「懐かし映画劇場:映画ブログ」革命でニューヨークに逃れた王様(チャップリン)が慣れない暮らしに戸惑う。共産主義狩りや当時の流行を批判するメッセージが込められた映画です。
(A King in New York:1957年)
欧州のある国の王様シャドフ(チャールズ・チャップリン)。原子力の平和利用を訴えるが反対派に追われ、ニューヨークに逃れる。

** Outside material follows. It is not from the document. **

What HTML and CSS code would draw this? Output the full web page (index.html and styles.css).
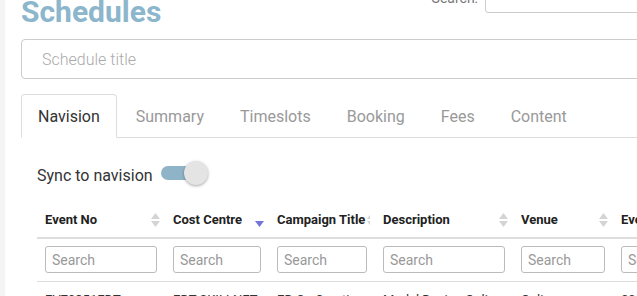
FILE: index.html
```html
<!DOCTYPE html>
<html lang="en">

<head>
    <meta charset="UTF-8">
    <meta name="viewport" content="width=device-width, initial-scale=1.0">
    <title>Schedules</title>
    <link rel="stylesheet" href="styles.css">
</head>

<body>
    <div class="layout">
        <div class="rail"></div>

        <div class="main">
            <div class="page-head">
                <h1 class="page-title">Schedules</h1>
                <label class="top-search">
                    <span>Search:</span>
                    <input type="text">
                </label>
            </div>

            <input class="title-input" type="text" placeholder="Schedule title">

            <ul class="tabs">
                <li class="tab active">Navision</li>
                <li class="tab">Summary</li>
                <li class="tab">Timeslots</li>
                <li class="tab">Booking</li>
                <li class="tab">Fees</li>
                <li class="tab">Content</li>
            </ul>

            <div class="tab-pane">
                <div class="sync">
                    <span>Sync to navision</span>
                    <div class="switch">
                        <div class="switch-track"></div>
                        <div class="switch-knob"></div>
                    </div>
                </div>

                <table class="events">
                    <colgroup>
                        <col class="c-no">
                        <col class="c-cost">
                        <col class="c-camp">
                        <col class="c-desc">
                        <col class="c-venue">
                        <col class="c-date">
                    </colgroup>
                    <thead>
                        <tr>
                            <th><div class="th-in">Event No <svg class="sort" viewBox="0 0 9 14"><polygon points="4.5,0 9,6 0,6"/><polygon points="0,8 9,8 4.5,14"/></svg></div></th>
                            <th><div class="th-in">Cost Centre <svg class="sort desc" viewBox="0 0 9 14"><polygon points="0,8 9,8 4.5,14"/></svg></div></th>
                            <th><div class="th-in">Campaign Title <svg class="sort" viewBox="0 0 9 14"><polygon points="4.5,0 9,6 0,6"/><polygon points="0,8 9,8 4.5,14"/></svg></div></th>
                            <th><div class="th-in">Description <svg class="sort" viewBox="0 0 9 14"><polygon points="4.5,0 9,6 0,6"/><polygon points="0,8 9,8 4.5,14"/></svg></div></th>
                            <th><div class="th-in">Venue <svg class="sort" viewBox="0 0 9 14"><polygon points="4.5,0 9,6 0,6"/><polygon points="0,8 9,8 4.5,14"/></svg></div></th>
                            <th><div class="th-in">Event Date <svg class="sort" viewBox="0 0 9 14"><polygon points="4.5,0 9,6 0,6"/><polygon points="0,8 9,8 4.5,14"/></svg></div></th>
                        </tr>
                        <tr class="filters">
                            <td><input type="text" placeholder="Search"></td>
                            <td><input type="text" placeholder="Search"></td>
                            <td><input type="text" placeholder="Search"></td>
                            <td><input type="text" placeholder="Search"></td>
                            <td><input type="text" placeholder="Search"></td>
                            <td><input type="text" placeholder="Search"></td>
                        </tr>
                    </thead>
                    <tbody>
                        <tr>
                            <td>EV70351EDT</td>
                            <td>EDT SKILLNET</td>
                            <td>ED Co Creation</td>
                            <td>Model Design Online</td>
                            <td>Online</td>
                            <td>2021-03-04</td>
                        </tr>
                    </tbody>
                </table>
            </div>
        </div>
    </div>
</body>

</html>
```

FILE: styles.css
```css
html,
body {
    margin: 0;
    overflow: hidden;
    background-color: white;
    font-family: Roboto, "Liberation Sans", sans-serif;
    color: #333;
}

.layout {
    display: flex;
    min-height: 100vh;
}

.rail {
    width: 5px;
    flex-shrink: 0;
    background-color: #f4f4f4;
}

.main {
    flex-shrink: 0;
    width: 664px;
    padding-left: 16px;
}

.page-head {
    display: flex;
    justify-content: space-between;
    align-items: flex-start;
    margin-top: -6px;
}

.page-title {
    margin: 0;
    font-size: 30px;
    line-height: 36px;
    font-weight: 700;
    color: #8cb6cb;
}

.top-search {
    display: flex;
    align-items: center;
    gap: 7px;
    margin-top: -11px;
    font-size: 14px;
    color: #777;
}

.top-search input {
    width: 200px;
    height: 30px;
    box-sizing: border-box;
    border: 1px solid #ccc;
    border-radius: 3px;
}

.title-input {
    display: block;
    width: 100%;
    height: 40px;
    box-sizing: border-box;
    margin-top: 9px;
    padding: 0 20px;
    border: 1px solid #ccc;
    border-radius: 4px;
    font-family: inherit;
    font-size: 16px;
    font-weight: 300;
}

.title-input::placeholder {
    color: #aaa;
}

.tabs {
    display: flex;
    gap: 2px;
    margin: 15px 0 0;
    padding: 0;
    list-style: none;
    border-bottom: 1px solid #ddd;
}

.tab {
    height: 44px;
    box-sizing: border-box;
    margin-bottom: -1px;
    padding: 0 16px;
    border: 1px solid transparent;
    border-radius: 4px 4px 0 0;
    display: flex;
    align-items: center;
    font-size: 16px;
    color: #999;
}

.tab.active {
    border-color: #ddd;
    border-bottom-color: white;
    color: #333;
}

.tab-pane {
    padding-left: 16px;
}

.sync {
    display: flex;
    align-items: center;
    gap: 8px;
    margin-top: 26px;
    font-size: 16px;
    line-height: 24px;
}

.switch {
    display: flex;
    align-items: center;
    margin-top: -7px;
}

.switch-track {
    width: 40px;
    height: 14px;
    border-radius: 7px;
    background-color: #8fb4c8;
}

.switch-knob {
    width: 24px;
    height: 24px;
    margin-left: -17px;
    border-radius: 50%;
    background-color: #e4e4e4;
    box-shadow: 0 1px 3px rgba(0, 0, 0, 0.35);
}

.events {
    margin-top: 15px;
    border-collapse: collapse;
    table-layout: fixed;
    width: 680px;
    font-size: 13px;
}

.c-no { width: 128px; }
.c-cost { width: 104px; }
.c-camp { width: 106px; }
.c-desc { width: 138px; }
.c-venue { width: 100px; }
.c-date { width: 104px; }

.events th {
    padding: 8px 5px 8px 8px;
    text-align: left;
    font-weight: 700;
    line-height: 18px;
    color: #222;
    white-space: nowrap;
    border-bottom: 2px solid #ddd;
}

.th-in {
    display: flex;
    justify-content: space-between;
    align-items: center;
    overflow: hidden;
}

.sort {
    width: 9px;
    height: 14px;
    flex-shrink: 0;
    margin-left: 2px;
    fill: #d4d4d4;
}

.sort.desc {
    fill: #7575d9;
}

.filters td {
    padding: 7px 8px 8px;
    border-bottom: 1px solid #ddd;
}

.filters input {
    display: block;
    width: 100%;
    height: 27px;
    box-sizing: border-box;
    padding: 0 6px;
    border: 1px solid #bbb;
    border-radius: 3px;
    font-family: inherit;
    font-size: 14px;
}

.filters input::placeholder {
    color: #999;
}

.events tbody td {
    padding: 9px 8px 8px;
    line-height: 18px;
    white-space: nowrap;
    overflow: hidden;
    color: #333;
}
```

同じく亡命した首相ブーデルが国庫から現金や有価証券を持ち出したため、その資産でシャドフはしばらくはニューヨークの高級ホテル「リッツ」で静かに過ごせるはずだったが・・・。
シャドフ(左)、大使 |
2.災難
ブーデルが南米に逃亡。金欠になってしまったシャドフ。大使と共に金策に走ることに。しかも、アメリカの流行(うるさい音楽、暴力的な映画)、共産主義を嫌悪しすぎる風潮にも馴染めない。
騒々しいレストラン |
3.女
CM女優アン・ケイ(ドーン・アダムス)に一杯食わされてしまうシャドフ。パーティーに出席しているところをTVカメラで隠し撮りされてしまう。
シャドフとアン |
4.ブレイク
シャドフが「ユーモラスな王様」といった感じでアメリカで人気者に。CM出演のオファーが殺到し、金欠のシャドフは心が揺れる。
CM撮影 |
5.少年
(なぜか)少年院を慰問するシャドフ。ふざけたガキばかりの少年院にウンザリ。特にウンザリなのが妙に政治的な発言をする「ルパート」という少年。
よーしゃべる少年 |
6.追及
ルパートの両親は共産主義者。ルパートがシャドフの部屋に滞在したことがマスコミに発覚。シャドフはアメリカの法廷に呼ばれ、そのことへの説明を求められてしまう・・・。
法廷 |
(コメント)
「喜劇王」チャップリン。年を取るに連れて作品も「社会的メッセージ」が込められたものになっていく。いわゆる「赤狩り」を描いた映画。共産主義に神経質なアメリカ(ソ連の台頭・スパイ活動に敏感になっていた時代)。亡命中の王様シャドフも調査の対象に。どんな結末になるか? 政治色が感じられる映画。個人的にはヨーロッパの王様がアメリカでの暮らしに馴染めずトチるシーンが面白かった。騒々しい映画館、レストランのやかましい音楽バンド(料理を注文しても聞いてもらえないほど)、少年院でイタズラされるシーン、CMの仕事をするシーン、整形に失敗してしまう珍シーン、クラブで芸人のパフォーマンスに思わず爆笑、怪しいグラサン男に追われるシーン(回転ドアに注目)、エレベーターで消防ホースと格闘&法廷での混乱、に特に注目されたい。政治メッセージとチャップリンらしいギャグの傑作。カルチャーギャップが見せ場です。